Булгаковский Бог стоит не только над церквами различных христианских исповеданий (что показано с сарказмом в «Киеве-городе»), но даже над различием между верующими и безбожниками. Второе лицо в небесной иерархии – апостол Петр, ключарь, – в свой рай впускает на равных и погибших бойцов «христолюбивого белого воинства», и заведомых атеистов и богохулов воинства красного. С его высот это различие уже не релевантно. Булгаковский Бог подлинно хранит всех, «присоединившихся к большинству» на поле боя. Несмотря на такую воистину божескую широту, он вполне определенно, хотя и добродушно осуждает своих служителей – попов – теми же самыми словами, какими метит их Булгаков в «Киеве-городе»: «срам, а не попы…» И не увольняет их булгаков-ский Бог (в том же сне Алексея Турбина) только потому, что-де – жалко. Для чрезвычайно важных в булгаковском художественном мире отношений человека с Абсолютом церковь оказывается «вне игры» и даже на чужой стороне.
Буфетчик варьете, ошалев от всей чертовщины, приключившейся с ним в «нехорошей квартире», московском жилище Воланда и его свиты, скачет на извозчике в храм – замолить, очиститься. Едва вдохнув воздух храма, он чувствует неладное – не ладаном пахнет в церкви, а почему-то нафталином. Он заказывает молебен об избавлении от нечистой силы – и:
«Отец Иван, как будто ждал этого приглашения, тылом руки поправил волосы, всунул в рот папиросу, забрался на амвон, глянул заискивающе на буфетчика, осатаневшего от папиросы, стукнул подсвечником по аналою…
„Благословен Бог наш…“, – подсказал мысленно буфетчик начало молебных пений.
– Шуба императора Александра Третьего, – нараспев начал отец Иван, – ненадеванная, основная цена 100 рублей!
– С пятаком – раз, с пятаком – два, с пятаком – три! – отозвался сладкий хор кастратов с клироса из тьмы.
– Ты что ж это, оглашенный поп, во храме делаешь? – суконным языком спросил буфетчик.
– Как что? – удивился отец Иван.
– Я тебя прошу молебен, а ты…
– Молебен. Кхе… На тебе… – ответил отец Иван. – Хватился! Да ты откуда влетел? Аль ослеп? Храм закрыт, аукционная камера здесь!»[35]
Тут буфетчик замечает, что в храме ни одной иконы, одни лишь картины самого светского содержания, а в довершение всего, оказавшись снаружи, он «голову задрал.

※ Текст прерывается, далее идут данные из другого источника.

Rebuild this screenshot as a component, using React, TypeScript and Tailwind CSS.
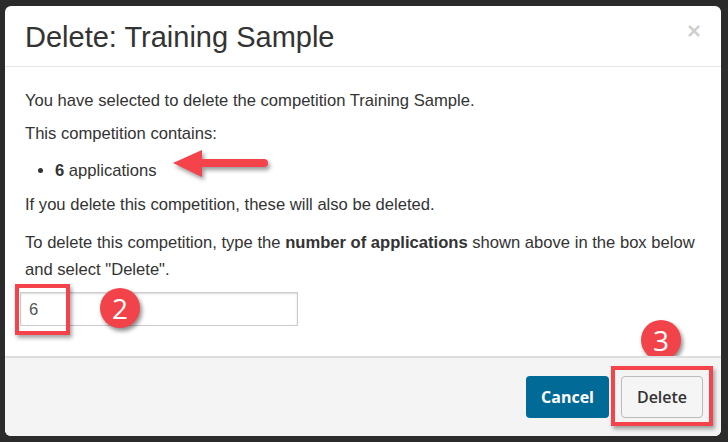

На куполе креста не было. Вместо креста сидел человек, курил»[36]. Правда, эта сцена не вошла в окончательный текст романа «Мастер и Маргарита». Она осталась в том раннем варианте, который сейчас известен под названием «Черный маг».
Идет ли речь о церкви – культовом здании, или же о церкви – религиозной организации, сообществе единоверцев, она у Булгакова не входит в список позитивов. Изображая церковь или отказываясь от изображения, Булгаков исключает ее из числа своих ценностей. Это тем более странно, что по христианскому вероучению, вне церкви нет ни истины, ни спасения, а поиски истины и спасения – главная забота любимых булгаковских героев и, надо полагать, стоящего за ними автора. Внецерковная истина и внецерковное спасение – ересь с ортодоксальной точки зрения, но именно в них – центральный нерв и специфика булгаковской религиозности. Что же остается, если исключить церковь (в обоих названных смыслах)? Остается вера как таковая, вера «в чистом виде» и прямой, неопосредованный контакт между человеком и Богом. По вере и воздастся. Персонажи Булгакова говорят с Господом напрямую, подобно людям Ветхого Завета, и онирическая беседа Алексея Турбина с апостолом Петром – всего лишь развернутая метафора уже названного прямого контакта булгаковского человека с Божеством.